If you’ve been grocery shopping recently, you may have noticed the many non-dairy milks populating the beverage aisle. Finding a dairy alternative can quickly become overwhelming if you’re not entirely sure which milk is best for you. Though any non-dairy milk works with the restrictions of a vegan or dairy-free diet, not all of them are equal in terms of nutritional benefit, taste and culinary use. Here’s how they stack up:
Soy milk has been the most successful of the non-dairy milks in spreading to the mainstream: you can get a soy latté or grab a travel-friendly carton at a gas station. This is because soy milk is the most comparable to cow’s milk in the amount of protein it provides, which is about 8-11 grams per cup. Thus, soy milk is a healthy option for vegans looking to meet their protein needs. Soy milk is great for baking and cooking because of its relatively high fat content. This fat lends a yummy creaminess to anything from ice cream to pasta sauce to waffle batter.
Offering the least in terms of fat and calories, almond milk is the best choice for those who want a lighter milk option. Though typically low in protein and fiber, you can find a protein-enriched almond milk (just expect it to cost a little more). It’s also naturally high in vitamin E and heart-healthy monounsaturated fats. Almond milk is becoming increasingly popular because of its smooth, nutty taste. Try using it to make hot chocolate, chai lattés or smoothies. It also adds a sweet dimension as a dairy substitute in baked goods.

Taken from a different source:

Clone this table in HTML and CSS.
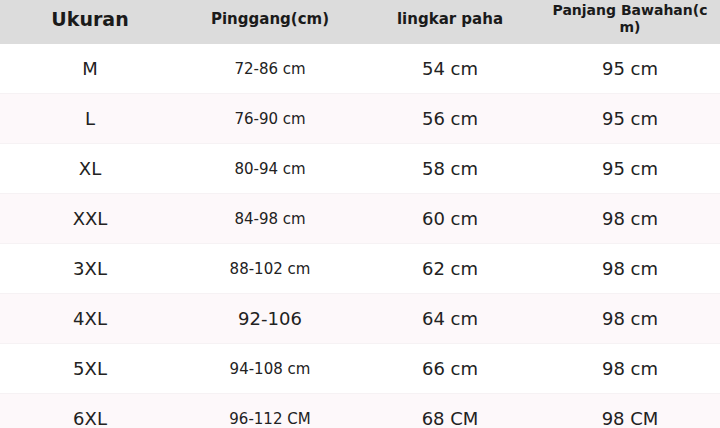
FILE: index.html
```html
<!DOCTYPE html>
<html>
<head>
<meta charset="utf-8">
<link rel="stylesheet" href="styles.css">
</head>
<body>
<table class="size-table">
  <thead>
    <tr>
      <th class="h-big">Ukuran</th>
      <th>Pinggang(cm)</th>
      <th>lingkar paha</th>
      <th class="h-wrap">Panjang Bawahan(cm)</th>
    </tr>
  </thead>
  <tbody>
    <tr><td>M</td><td class="sm">72-86 cm</td><td>54 cm</td><td>95 cm</td></tr>
    <tr class="alt"><td>L</td><td class="sm">76-90 cm</td><td>56 cm</td><td>95 cm</td></tr>
    <tr><td>XL</td><td class="sm">80-94 cm</td><td>58 cm</td><td>95 cm</td></tr>
    <tr class="alt"><td>XXL</td><td class="sm">84-98 cm</td><td>60 cm</td><td>98 cm</td></tr>
    <tr><td>3XL</td><td class="sm">88-102 cm</td><td>62 cm</td><td>98 cm</td></tr>
    <tr class="alt"><td>4XL</td><td>92-106</td><td>64 cm</td><td>98 cm</td></tr>
    <tr><td>5XL</td><td class="sm">94-108 cm</td><td>66 cm</td><td>98 cm</td></tr>
    <tr class="alt"><td>6XL</td><td class="sm">96-112 CM</td><td>68 CM</td><td>98 CM</td></tr>
  </tbody>
</table>
</body>
</html>
```
FILE: styles.css
```css
html, body {
  margin: 0;
  padding: 0;
  background: #ffffff;
}
body {
  font-family: "DejaVu Sans", "Liberation Sans", sans-serif;
  color: #222222;
  overflow: hidden;
}
.size-table {
  width: 720px;
  border-collapse: collapse;
  table-layout: fixed;
}
.size-table th {
  background: #dcdcdc;
  height: 39px;
  padding: 0 10px 5px;
  font-size: 15px;
  font-weight: bold;
  line-height: 17px;
  text-align: center;
  vertical-align: middle;
  color: #1a1a1a;
}
.size-table th.h-big {
  font-size: 19px;
}
.size-table th.h-wrap {
  font-size: 14px;
  word-break: break-all;
  padding: 0 10px 7px;
  height: 37px;
}
.size-table td {
  height: 49px;
  padding: 0;
  text-align: center;
  vertical-align: middle;
  font-size: 18px;
  border-bottom: 1px solid #f6f2f4;
}
.size-table td.sm {
  font-size: 15px;
}
.size-table tr.alt td {
  background: #fdf8fa;
}
```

It is a common misconception that coconut milk is made from the water that gets trapped inside of coconuts (which is sold as, not surprisingly, coconut water). Coconut milk is actually made from the meat of the coconut. Because of this, coconut milk is high in calories and fat, particularly saturated fat. Some companies have tried to lighten it up by mixing coconut milk with another non-dairy milk. However, coconut milk fans insist that what it lacks in nutrition it makes up for in taste. Indeed, coconut milk is sweet, decadent and distinctly coconut-y. It’s a staple in Southeast Asian cooking, so try using it to make a chicken curry, vegan mango lassi or rice pudding.
Hemp milk has become a strong contender in the non-dairy scene because it is an excellent source of omega-3 fats. A single cup contains an entire day’s worth of these essential fats. Derived from the seeds of the hemp tree, hemp milk is known to taste a little more plant-y than other non-dairy milks, but choosing a sweetened or flavored version can help your taste buds make the transition. Because of this flavor, you might want to avoid cooking or baking with hemp milk. However, sweetened versions work well when added to smoothies whose fruity flavors are strong enough to accommodate the hemp.

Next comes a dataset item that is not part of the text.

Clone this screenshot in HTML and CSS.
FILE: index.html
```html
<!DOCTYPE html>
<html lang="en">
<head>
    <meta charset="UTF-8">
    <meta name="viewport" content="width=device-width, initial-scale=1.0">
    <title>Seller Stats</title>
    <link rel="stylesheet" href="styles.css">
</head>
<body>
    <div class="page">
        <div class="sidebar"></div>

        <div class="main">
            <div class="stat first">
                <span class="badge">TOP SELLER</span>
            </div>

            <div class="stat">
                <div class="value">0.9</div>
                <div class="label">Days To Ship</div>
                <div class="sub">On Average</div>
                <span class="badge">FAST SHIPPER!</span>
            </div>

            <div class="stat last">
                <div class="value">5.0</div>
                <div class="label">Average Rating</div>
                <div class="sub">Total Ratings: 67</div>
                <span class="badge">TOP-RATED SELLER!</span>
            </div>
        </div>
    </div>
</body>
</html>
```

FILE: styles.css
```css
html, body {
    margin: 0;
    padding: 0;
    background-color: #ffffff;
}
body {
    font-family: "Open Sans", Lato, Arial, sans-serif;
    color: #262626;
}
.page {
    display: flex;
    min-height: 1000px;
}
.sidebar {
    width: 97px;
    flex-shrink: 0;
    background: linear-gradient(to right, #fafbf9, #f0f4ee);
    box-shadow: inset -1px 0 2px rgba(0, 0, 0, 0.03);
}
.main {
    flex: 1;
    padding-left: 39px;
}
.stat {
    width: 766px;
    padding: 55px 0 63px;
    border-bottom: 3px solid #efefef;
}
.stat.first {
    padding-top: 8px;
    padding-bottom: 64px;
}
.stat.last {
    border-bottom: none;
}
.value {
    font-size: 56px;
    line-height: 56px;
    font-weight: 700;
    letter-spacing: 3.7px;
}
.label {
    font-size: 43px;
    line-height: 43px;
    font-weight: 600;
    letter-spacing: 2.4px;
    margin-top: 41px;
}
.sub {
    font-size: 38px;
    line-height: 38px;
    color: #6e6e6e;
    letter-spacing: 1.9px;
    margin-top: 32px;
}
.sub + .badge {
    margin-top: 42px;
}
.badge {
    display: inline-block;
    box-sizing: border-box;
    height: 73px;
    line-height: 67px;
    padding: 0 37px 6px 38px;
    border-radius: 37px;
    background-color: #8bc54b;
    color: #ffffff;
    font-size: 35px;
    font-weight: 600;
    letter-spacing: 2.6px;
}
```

Oat milk is the best source of fiber among non-dairy milks, offering about three grams per cup. The taste is mild and highly similar to low-fat and non-fat milk, which makes oat milk a trusty option to serve lactose-intolerant kids with their dairy-free cookies. On that note, try using oat milk to make vegan raw cookie dough, pudding or a quiche. You can also make homemade oat milk, which is much cheaper (but just as easy) than making homemade almond milk. Most recipes for homemade oat milk only call for oats, salt, and a sprinkling of spices. Just remember that any homemade non-dairy milk won’t be fortified with the calcium and vitamins found in commercial versions.
Though rice milk offers little protein and is relatively high in sugar and calories, it’s the non-dairy option that is the most hypoallergenic, containing no soy or tree nuts. Rice milk tastes thinner and sweeter than cow’s milk. Because of its thinness, rice milk is not the best substitute for cow’s milk in recipes that need to thicken or jell, such as pancake batter or pudding. However, it can be used for other baked goods, poured over a bowl of cereal, or stirred into a cup of coffee. Rice milk is also the basis for Mexican horchata, a delicious spiced drink.